Tarihte bir karakterle bir gün geçirme şansım olsaydı, bu kişi kesinlikle Leonardo da Vinci olurdu. Onunla bir gün geçirmek, zamanda yolculuk yapmak gibi olurdu. Sabah Floransa’nın dar sokaklarında yürüyerek başlardık güne. Leonardo, her taşın, her gölgenin ardında bir hikâye olduğunu anlatırdı bana. Her köşe başında durur, defterinden çizimler gösterirdi. Bir an bir uçan makine, bir an sonra bir anatomi çizimi… Her biri ayrı bir dehanın ürünü.
Öğleye doğru atölyesine giderdik. Ortalık boyalar, fırçalar, tahtalar ve aletlerle dolu… Bir tablo üzerinde çalışıyordur belki. Fırçayı bana da verir, “Denemek ister misin?” derdi. Ben de titreyen ellerle birkaç fırça darbesi atardım tuvale. Arada bir, hayal ettiği icatları anlatırdı bana. Uçan makinelerden, su altı araçlarından bahsederken gözleri ışıldardı. “İnsan hayal ettiğini gerçekleştirebilir” derdi.

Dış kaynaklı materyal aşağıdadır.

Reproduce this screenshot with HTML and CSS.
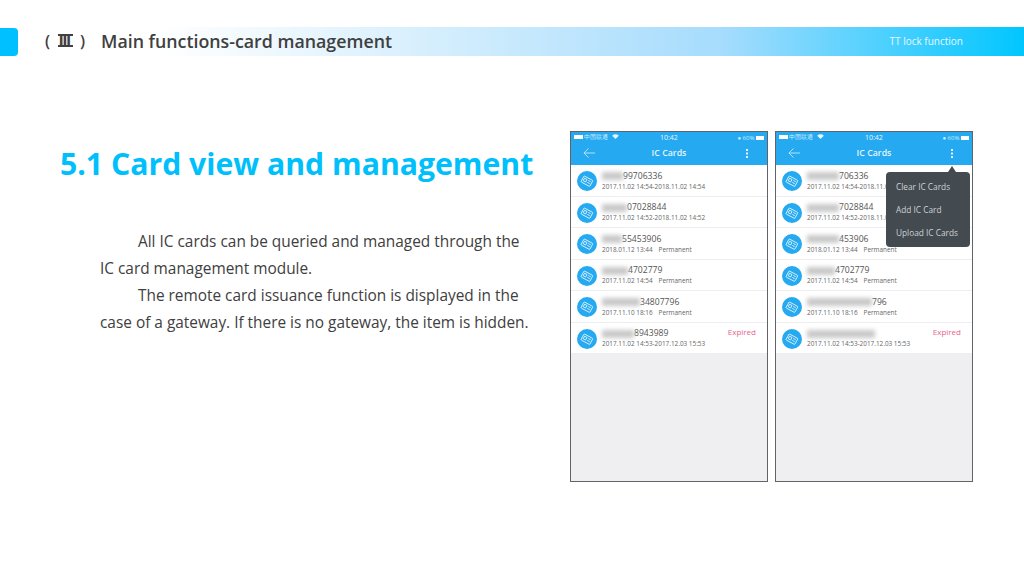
FILE: index.html
```html
<!DOCTYPE html>
<html lang="en">
<head>
  <meta charset="UTF-8" />
  <title>TT lock function</title>
  <link rel="stylesheet" href="styles.css">
</head>
<body>
  <svg class="defs" width="0" height="0">
    <symbol id="card" viewBox="0 0 22 22">
      <circle cx="11" cy="11" r="11" fill="#25a9f0"/>
      <g transform="rotate(28 11 11)" fill="none" stroke="#fff" stroke-width="0.8">
        <rect x="5.5" y="7.5" width="11" height="7.5" rx="0.8"/>
        <rect x="7.2" y="9.5" width="3" height="3.2"/>
        <path d="M12 9.8h3M12 12.2h3"/>
      </g>
    </symbol>
    <symbol id="wifi" viewBox="0 0 8 6">
      <path d="M0 2a5.6 5.6 0 0 1 8 0L4 6z" fill="#e4f5ff"/>
    </symbol>
  </svg>

  <header class="topbar">
    <div class="tab"></div>
    <div class="banner">
      <h1 class="section-name"><span class="num"><span>(</span><span class="roman">Ⅲ</span><span>)</span></span>Main functions-card management</h1>
      <span class="banner-note">TT lock function</span>
    </div>
  </header>

  <main class="content">
    <section class="copy">
      <h2>5.1 Card view and management</h2>
      <p>All IC cards can be queried and managed through the IC card management module.</p>
      <p>The remote card issuance function is displayed in the case of a gateway. If there is no gateway, the item is hidden.</p>
    </section>

    <div class="phones">
      <div class="phone">
        <div class="status">
          <span class="carrier"><i class="bars"></i>中国联通 <svg class="wifi"><use href="#wifi"/></svg></span>
          <span class="time">10:42</span>
          <span class="batt">● 60% <i class="cell"></i></span>
        </div>
        <div class="appbar">
          <svg class="back" viewBox="0 0 14 12"><path d="M13 6H1M6 1L1 6l5 5" fill="none" stroke="#bfe6fb" stroke-width="1"/></svg>
          <span>IC Cards</span>
          <i class="more"></i>
        </div>
        <ul class="cards">
          <li><svg class="ico"><use href="#card"/></svg><div><div class="no"><b class="blur" style="width:21px"></b>99706336</div><div class="meta">2017.11.02 14:54-2018.11.02 14:54</div></div></li>
          <li><svg class="ico"><use href="#card"/></svg><div><div class="no"><b class="blur" style="width:25px"></b>07028844</div><div class="meta">2017.11.02 14:52-2018.11.02 14:52</div></div></li>
          <li><svg class="ico"><use href="#card"/></svg><div><div class="no"><b class="blur" style="width:20px"></b>55453906</div><div class="meta">2018.01.12 13:44<em>Permanent</em></div></div></li>
          <li><svg class="ico"><use href="#card"/></svg><div><div class="no"><b class="blur" style="width:26px"></b>4702779</div><div class="meta">2017.11.02 14:54<em>Permanent</em></div></div></li>
          <li><svg class="ico"><use href="#card"/></svg><div><div class="no"><b class="blur" style="width:38px"></b>34807796</div><div class="meta">2017.11.10 18:16<em>Permanent</em></div></div></li>
          <li><svg class="ico"><use href="#card"/></svg><div><div class="no"><b class="blur" style="width:32px"></b>8943989</div><div class="meta">2017.11.02 14:53-2017.12.03 15:53</div></div><span class="expired">Expired</span></li>
        </ul>
      </div>

      <div class="phone">
        <div class="status">
          <span class="carrier"><i class="bars"></i>中国联通 <svg class="wifi"><use href="#wifi"/></svg></span>
          <span class="time">10:42</span>
          <span class="batt">● 60% <i class="cell"></i></span>
        </div>
        <div class="appbar">
          <svg class="back" viewBox="0 0 14 12"><path d="M13 6H1M6 1L1 6l5 5" fill="none" stroke="#bfe6fb" stroke-width="1"/></svg>
          <span>IC Cards</span>
          <i class="more"></i>
        </div>
        <ul class="cards">
          <li><svg class="ico"><use href="#card"/></svg><div><div class="no"><b class="blur" style="width:32px"></b>706336</div><div class="meta">2017.11.02 14:54-2018.11.0</div></div></li>
          <li><svg class="ico"><use href="#card"/></svg><div><div class="no"><b class="blur" style="width:32px"></b>7028844</div><div class="meta">2017.11.02 14:52-2018.11.0</div></div></li>
          <li><svg class="ico"><use href="#card"/></svg><div><div class="no"><b class="blur" style="width:32px"></b>453906</div><div class="meta">2018.01.12 13:44<em>Permanent</em></div></div></li>
          <li><svg class="ico"><use href="#card"/></svg><div><div class="no"><b class="blur" style="width:28px"></b>4702779</div><div class="meta">2017.11.02 14:54<em>Permanent</em></div></div></li>
          <li><svg class="ico"><use href="#card"/></svg><div><div class="no"><b class="blur" style="width:65px"></b>796</div><div class="meta">2017.11.10 18:16<em>Permanent</em></div></div></li>
          <li><svg class="ico"><use href="#card"/></svg><div><div class="no"><b class="blur" style="width:68px"></b></div><div class="meta">2017.11.02 14:53-2017.12.03 15:53</div></div><span class="expired">Expired</span></li>
        </ul>
        <div class="menu">
          <span>Clear IC Cards</span>
          <span>Add IC Card</span>
          <span>Upload IC Cards</span>
        </div>
      </div>
    </div>
  </main>
</body>
</html>
```

FILE: styles.css
```css
* {
  margin: 0;
  padding: 0;
  box-sizing: border-box;
}

body {
  width: 1024px;
  height: 576px;
  overflow: hidden;
  background: #fff;
  font-family: "Open Sans", sans-serif;
  color: #404040;
}

.defs {
  display: block;
}

.topbar {
  display: flex;
  margin-top: 27px;
  height: 29px;
}

.tab {
  width: 18px;
  height: 28px;
  margin-top: 1px;
  background: #00c0ff;
  border-radius: 0 4px 4px 0;
}

.banner {
  flex: 1;
  display: flex;
  align-items: center;
  justify-content: space-between;
  padding: 0 61px 2px 27px;
  background: linear-gradient(90deg, #fff 14%, #e4f4fd 32%, #a6dcfd 70%, #00c6fe 100%);
}

.section-name {
  display: flex;
  align-items: center;
  font-size: 17.8px;
  font-weight: 600;
  color: #404040;
  white-space: nowrap;
}

.num {
  display: flex;
  justify-content: space-between;
  align-items: center;
  width: 40px;
  margin-right: 16px;
  font-size: 16px;
}

.roman {
  display: block;
  width: 15px;
  height: 13px;
  border-top: 2px solid #404040;
  border-bottom: 2px solid #404040;
  font-family: "DejaVu Sans", sans-serif;
  font-size: 13px;
  font-weight: 700;
  line-height: 9px;
  letter-spacing: 0;
  text-align: center;
  overflow: hidden;
}

.banner-note {
  font-size: 10px;
  color: #e8f8ff;
}

.content {
  display: flex;
  height: 425px;
  padding: 75px 51px 0 60px;
  justify-content: space-between;
}

.copy {
  width: 474px;
}

.copy h2 {
  font-size: 30.2px;
  font-weight: 700;
  line-height: 40px;
  color: #00c0fb;
  white-space: nowrap;
  margin: 13px 0 44px;
}

.copy p {
  margin-left: 40px;
  width: 432px;
  font-size: 15.4px;
  line-height: 27px;
  text-indent: 38px;
}

.phones {
  display: flex;
  gap: 7px;
}

.phone {
  position: relative;
  width: 198px;
  height: 351px;
  background: #efeff1;
  border: 1px solid #5e6468;
}

.status {
  display: flex;
  justify-content: space-between;
  align-items: center;
  height: 11px;
  padding: 0 3px;
  background: #25a9f0;
  font-size: 6px;
  color: #cfeeff;
  position: relative;
}

.time {
  position: absolute;
  left: 89px;
  font-size: 7px;
  color: #e6f6ff;
}

.bars {
  display: inline-block;
  width: 9px;
  height: 4px;
  margin-right: 1px;
  background: #fff;
}

.wifi {
  width: 7px;
  height: 5px;
  margin-left: 2px;
}

.cell {
  display: inline-block;
  width: 8px;
  height: 4px;
  background: #fff;
}

.appbar {
  position: relative;
  display: flex;
  align-items: center;
  justify-content: center;
  height: 22px;
  padding-bottom: 3px;
  background: #25a9f0;
  color: #e4f5ff;
  font-size: 8.8px;
  font-weight: 600;
}

.back {
  position: absolute;
  left: 12px;
  top: 4px;
  width: 13px;
  height: 12px;
}

.more {
  position: absolute;
  right: 19px;
  top: 6px;
  width: 2px;
  height: 2px;
  background: #e4f5ff;
  box-shadow: 0 3.5px #e4f5ff, 0 7px #e4f5ff;
}

.cards {
  list-style: none;
  background: #fff;
}

.cards li {
  display: flex;
  align-items: center;
  height: 31.5px;
  padding: 0 11px 0 6px;
  border-bottom: 1px solid #eeeef0;
  gap: 5px;
}

.ico {
  flex: none;
  width: 20px;
  height: 20px;
  margin-top: 2px;
}

.no {
  display: flex;
  align-items: center;
  height: 13px;
  padding-top: 2px;
  font-size: 8.6px;
  line-height: 11px;
  color: #555;
}

.blur {
  display: block;
  height: 8px;
  background: #c9c9c9;
  filter: blur(2px);
}

.meta {
  font-size: 6.4px;
  line-height: 10px;
  color: #666;
  white-space: nowrap;
}

.meta em {
  font-style: normal;
  margin-left: 6px;
}

.expired {
  margin-left: auto;
  margin-bottom: 12px;
  font-size: 8px;
  color: #e8648c;
}

.menu {
  position: absolute;
  left: 110px;
  top: 40px;
  width: 84px;
  height: 75px;
  display: flex;
  flex-direction: column;
  justify-content: space-around;
  padding: 3px 10px;
  background: #434a50;
  border-radius: 4px;
  font-size: 8.3px;
  color: #cfd3d6;
}

.menu::before {
  content: "";
  position: absolute;
  top: -6px;
  right: 14px;
  border: 4px solid transparent;
  border-top: 0;
  border-bottom: 6px solid #434a50;
}
```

Akşamüstü Arno Nehri kıyısında oturup sohbet ederdik. Sanatı, bilimi, hayatı konuşurduk. Onun yanında olmak, sadece bir günü değil, belki de tüm hayatı değiştirecek bir deneyim olurdu. Günün sonunda vedalaşırken, bana el yazısıyla küçük bir not verirdi: “Sorgulamaktan asla vazgeçme.” İşte o gün, hem zamansız hem de unutulmaz bir gün olurdu.